(Original title: “Gliding on Green Lake”)
The unidentified postcard artist who photographed Green Lake congested with skaters and their admirers was quick to print and exploit his spectacular recording. This view was copied from a card postmarked Feb. 12, 1916, with a note on the back to one Gunnar Ingman in Juneau: “This gives you some idea of the crowd that enjoyed the skating on Green Lake.”
The likely date for this exhilarating scene is Sunday, Jan. 30, when the Seattle Parks Department counted about 3,000 skaters on the lake. It had been a cold January, with an average temperature below freezing. Almost two feet of snow fell through the month.
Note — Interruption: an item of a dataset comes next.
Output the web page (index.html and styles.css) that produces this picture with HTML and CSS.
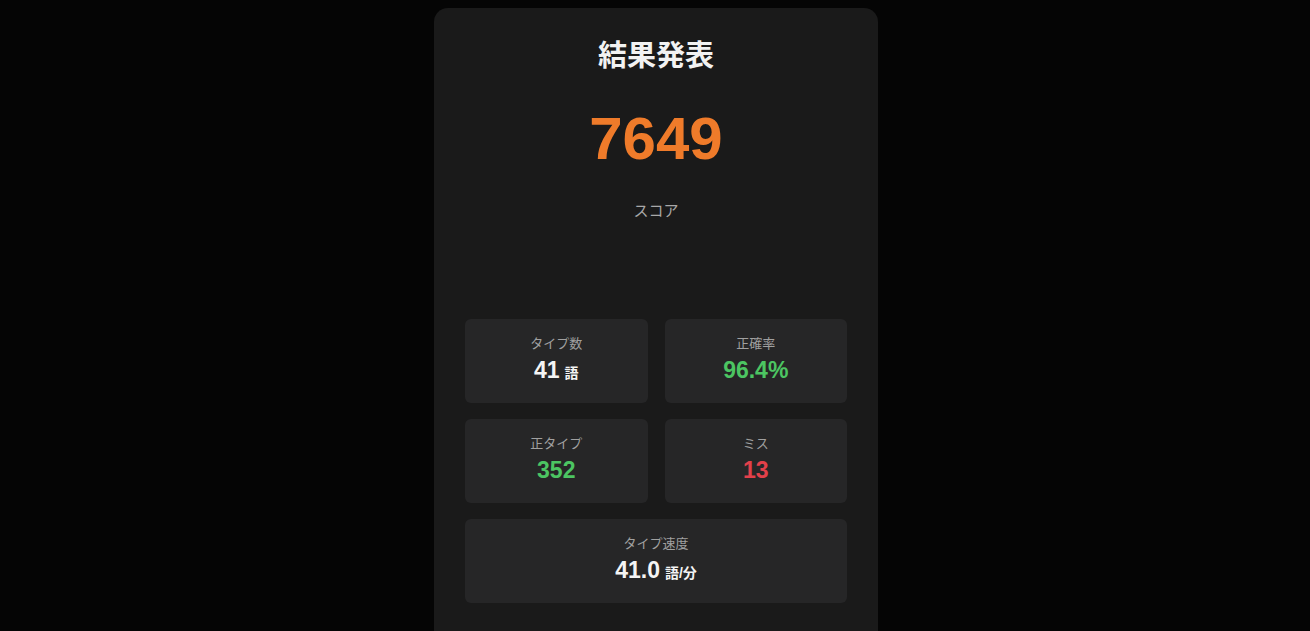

That evening the department lit several bonfires along the shores and the skating continued well into the night. This buoyant gliding would, however, soon be over, clogged by the really Big Snow of 1916, the second largest in the city’s history.
It started falling in earnest on Monday. Schools, theaters, libraries, bridges were closed, the trolleys were stuck, railroads “threw up their hands and quit,” and roofs collapsed — most spectacularly the dome on St. James Cathedral. And in its Tuesday, Feb. 1, edition The Times reported that the heavy snow had “ruined skating on the city lakes.”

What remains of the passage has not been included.